Just the latest update... new year new start...

Things are moving on. Changes afoot. All good I hope! Since we got the confirmation the council will asses it's definitely not been quiet here, what with Christmas and New Year. Sasha did her last day at the old nursery just before Christmas and it was a funny feeling leaving the place for the last time. I'm now more convinced than ever that this is actually a brilliant move for her, one which was kind of forced upon us but will hopefully work out for the best. It will be a big change for her starting at the school nursery, especially as the staff/child ratio is not as 'good'. In her old nursery it was about 6 children to 1 member of staff I think, whereas now in a class of 30 children there is one teacher, one nursery nurse and one assistant... so more like 10 to 1. Sasha had a very good key worker at the old nursery, who knew her well and worked very closely with her, and whilst one has been assigned at the new nursery, I'm not sure she will have the time to concentrate on Sasha so much. I'm trying to be optimistic and hoping she just doesn't need it.... But she definitely will for the first few weeks of settling in, so I guess I'm really just hoping there's not another child who also needs it!!

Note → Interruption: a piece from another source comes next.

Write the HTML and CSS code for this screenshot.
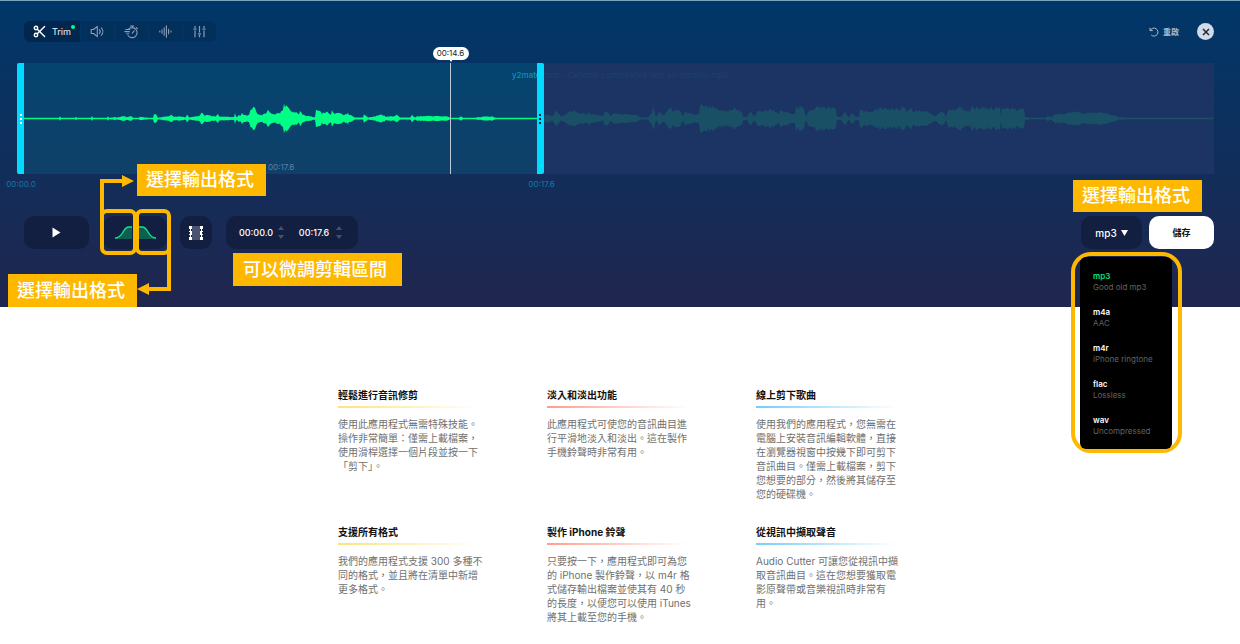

We had a settling session for the 10 new nursery starters this week and all the children behaved very well and enjoyed playing whilst the parents were talked to (in the same room). I was very impressed that Sasha only came back to me once or twice, not even as often as some of the others - she was definitely in a good mood! Until it came to the time she wanted to go of course... but even then she was very well-behaved, helping me to tidy up the play food she had been playing with. However when another girl (who Sasha actually knows quite well!) had the audacity to take back out some of this play food, Sasha spotted it whilst trying to get her coat on and flew back across the room to screech no at her! Quite funny, if you knew what had gone on - to me it was obvious Sasha was trying to be good and thought the other girl was being naughty (even though she wasn't). It's just a worry that to others, who were not constantly observing, it would seem unreasonable behaviour from Sasha (which of course she will also show at other times) and they may be tempted to remonstrate with her in some way... which would obviously not go down well!

Today we had an unusual occurrence (not generally a good thing) in that there was a talk for all parents of year 1 (Tamsin's year) about maths, directly after school drop off. This meant Sasha being with me, sitting in a classroom with c. 40 other mums and a few younger children, whilst we all had to be quiet and listen to information. A recipe for disaster really, and a situation I'd usually try and avoid, but I was feeling brave so we went along. Sasha was actually amazingly well behaved, thanks to a bit of distraction from a colouring program on the school computer, then chocolate buttons, followed by being able to play with my iphone. However the latter caused a problem when she realised I couldn't have the sound switched on, and lots of her favourite games involve music of course. So at the point when I was refusing to 'fix it' (i.e. switch the sound on), she began to get agitated and wanted to go home. As it was nearing the end of the talk I did agree to take her and slipped out as quietly as I could; all along thinking that other mums would just think I was 'pandering' to her and that she was a spoilt child getting her own way. That's when it's sometimes most difficult, when you have to accept that others will form their own opinions of my parenting - no-one else really knows her like I do, and for me it's natural now to know when to push it (like I have been doing with her food lately!) or when to avoid that meltdown - if she'd had one there, believe me, no-one else would have been able to hear a word the teachers said from that point on!! But of course no-one else understands because I don't really let them see her get to that point. Sure my old school friend who witnessed it over lunch one day would back me up though...! It's so difficult to describe how it's not just her being naughty and having a tantrum because she wants her own way - she generally doesn't understand why things are not possible. Another mum with a slightly younger child than Sasha was quite surprised today when I explained something Sasha would not understand, and it is difficult to grasp because in many ways she seems so 'bright'.



Today I got a call from our newly assigned 'Educational Psychologist'. She is a lady who works for the council but is supposed to provide an independent report for the statement assessment for them. So we now have a date for her to observe Sasha for the first time, and it will be interesting to see what conclusions she draws. We are still working towards have extra care in place for September when she starts reception (gulp). And so for now on to next Thursday, when she starts school nursery properly and I'm due to leave her there for the first time. Fingers crossed everybody!